Performance Tuning Table

Technique When to Use Expected Impact
Auto-scaling Variable workloads 20-40% cost reduction
Photon SQL/ETL heavy 2-3x faster, lower cost
OPTIMIZE Frequent small writes 30-50% query speedup
Z-ORDER Specific filter patterns 50-80% query speedup
Partitioning Time-series or categorical filters 60-90% data skipping

Measure and Tune

Track performance with: - Cluster metrics in the Databricks UI - Spark UI for query plans and stage details - Job run history for trends

Profile slow jobs:

# Add timing instrumentation
import time

start_time = time.time()
result = expensive_operation()
elapsed = time.time() - start_time

logger.info(f"Operation took {elapsed:.2f} seconds")

10. Test Thoroughly Before Production

Testing is Non-Negotiable

Do not deploy untested workflows to production systems.

Always test jobs in development and acceptation before deploying to production.
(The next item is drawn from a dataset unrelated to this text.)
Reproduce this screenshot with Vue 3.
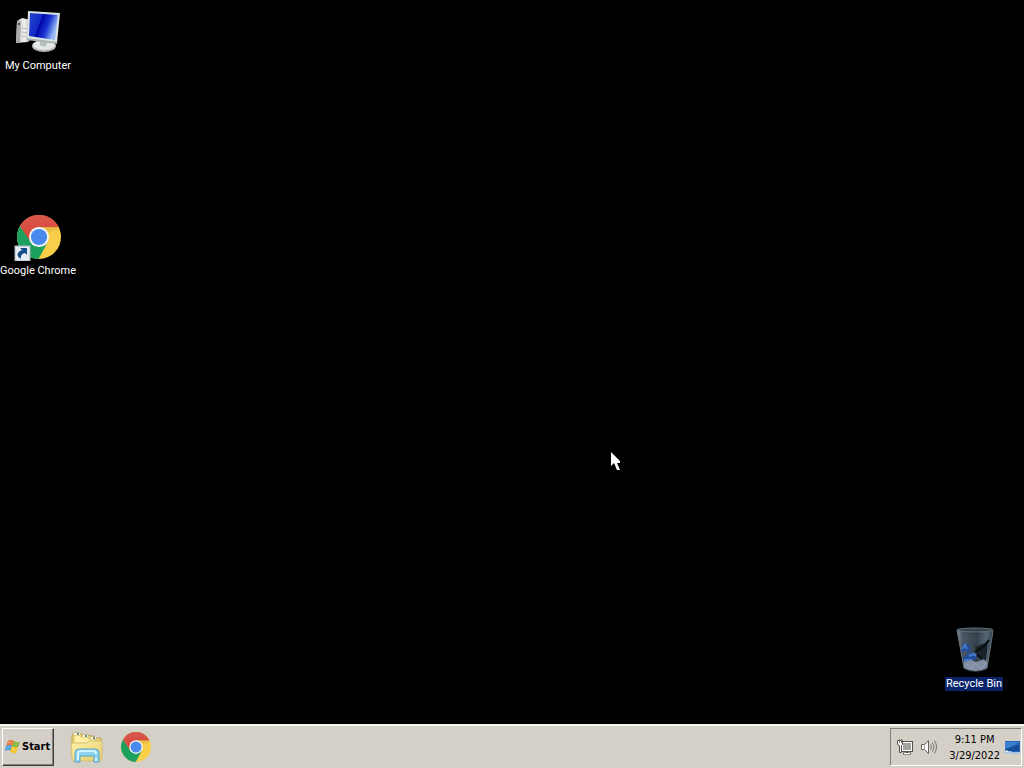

Summary: Job Design Checklist

When creating or reviewing a Databricks Job, ensure you've addressed:

  • Modularity: Tasks are small, focused, and reusable
  • Parameterization: No hardcoded values; uses widgets, secrets, configs
  • Cluster strategy: Using job clusters with appropriate policies
  • Dependencies: Libraries pinned and managed at job level
  • Error handling: Retries configured, custom error logic implemented
  • Logging: Comprehensive logging with structured output
  • Monitoring: Alerts configured for failures and anomalies
  • CI/CD: Jobs managed in Git with automated deployment
  • Security: Secrets managed properly, least privilege enforced
  • Performance: Optimized for cost and speed
  • Testing: Thoroughly tested in staging before production


Following these best practices ensures your Databricks Jobs are production-ready, cost-effective, and maintainable at scale.